L’Unione Europea ha rimarcato di non riconoscereil quadro legale e costituzionale in cui [le elezioni] si terranno”, e che queste “non dovrebbero pregiudicare la determinazione del futuro status del Nagorno-Karabakh in un negoziato globale per la soluzione pacifica del conflitto”. Il non-pregiudizio dello status finale del Nagorno-Karabakh è stato sottolineato anche dai co-presidenti del gruppo di Minsk (un quadro diplomatico OSCE di negoziazione sul territorio caucasico): Francia, Russia e USA. Il gruppo di Minsk ha tuttavia riconosciuto “la necessità per le autorità de facto in Nagorno Karabakh di cercare di organizzare democraticamente la vita pubblica della loro popolazione tramite una tale procedura”.
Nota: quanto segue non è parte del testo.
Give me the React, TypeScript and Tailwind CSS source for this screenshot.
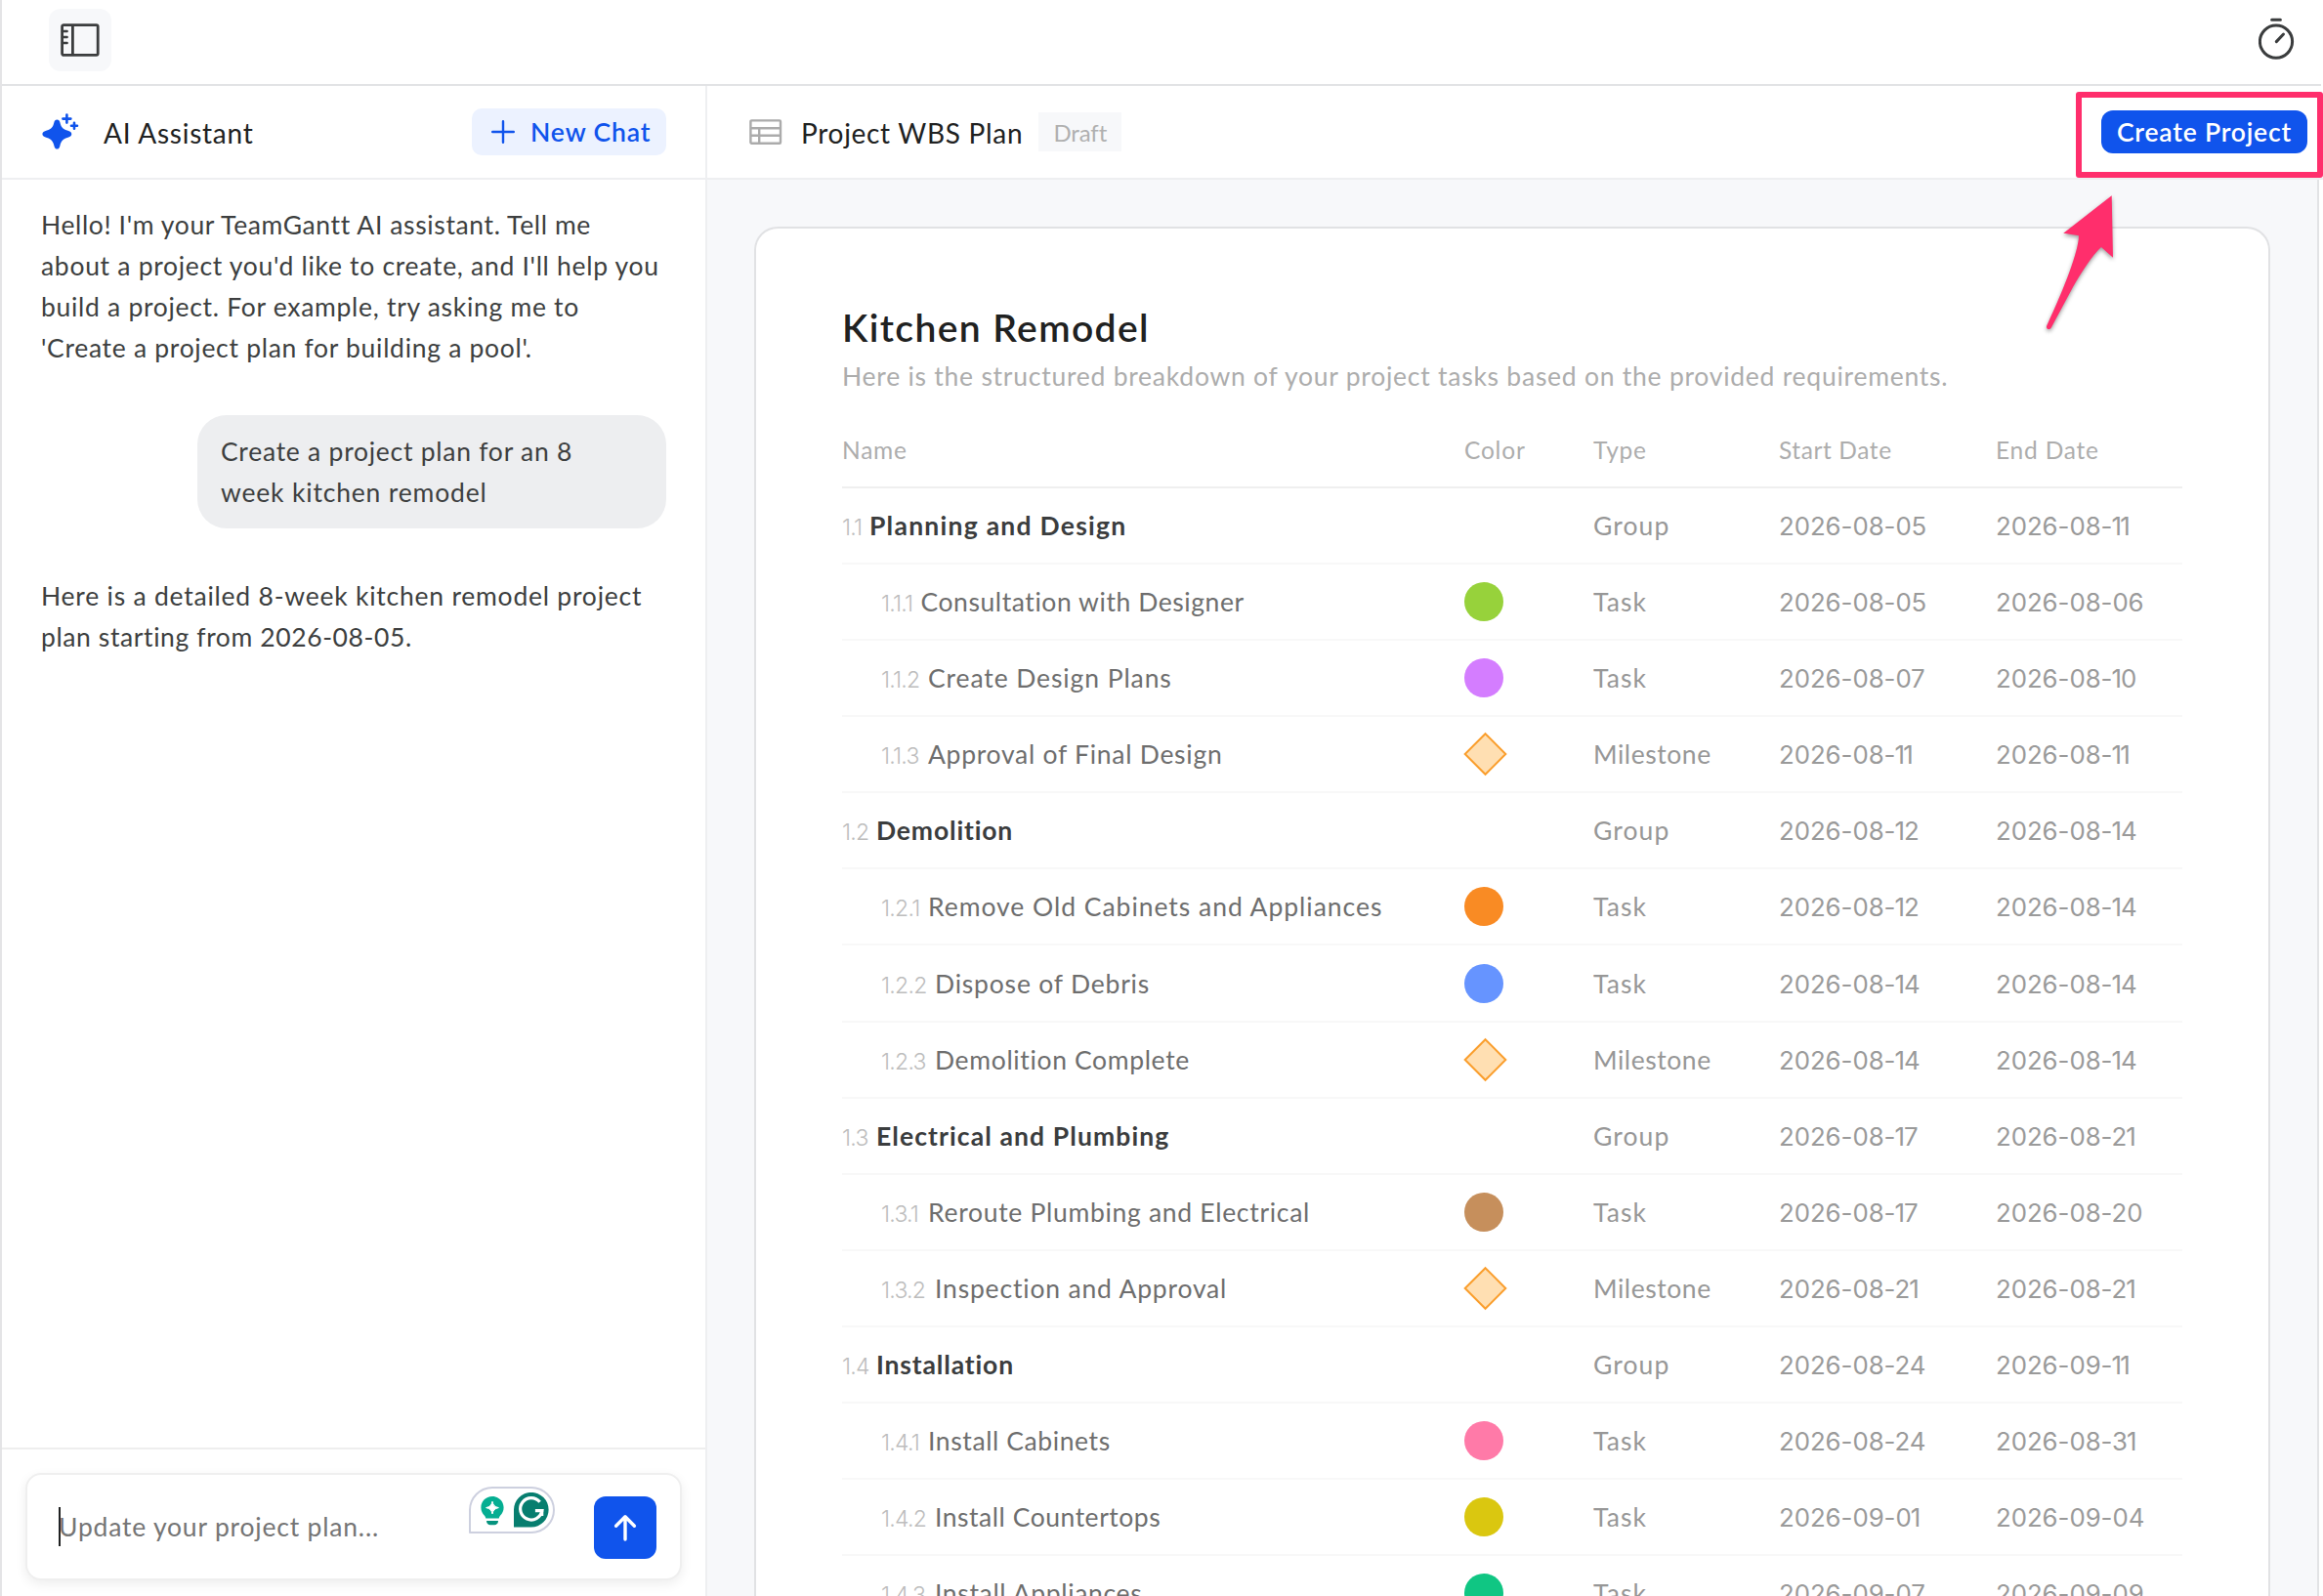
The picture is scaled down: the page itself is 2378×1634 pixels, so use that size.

Ottantuno osservatori internazionali da 21 paesi erano presenti a monitorare il processo elettorale, pur su base individuale, riportando impressioni generalmente positive. Baku ne ha condannato l’azione e li ha dichiarati personae non gratae in Azerbaigian. Il gruppo European Friends of Armenia, con otto osservatori elettorali provenienti da Germania, Cipro e Armenia, ha lodato le autorità per la libertà di movimento e di osservazione concessagli, inclusa nella buffer zone, e “preferendo e promuovendo il diritto fondamentale all’autogoverno democratico” ha fatto appello all’OSCE/ODIHR perché fornisca assistenza tecnica ed osservazione elettorale per le future elezioni locali, “anche se ciò fosse fatto solo sottolineando il non riconoscimento dell’entitù statale”.

Tutto considerato, il rafforzamento della democrazia elettorale in Nagorno-Karabakh dovrebbe essere benvuto da parte dei paesi ed organizzazioni internazionali occidentali e no, pur se condizionato da una clausola status-neutral. L’autodeterminazione interna della popolazione del Nagorno-Karabakh è la sola via per mostrare ai due contendenti del conflitto, la non ancora democratica Armenia e l’autoritario Azerbaigian, che non c’è ragione di passare alle armi per risolvere il conflitto che li oppone da ormai più di vent’anni.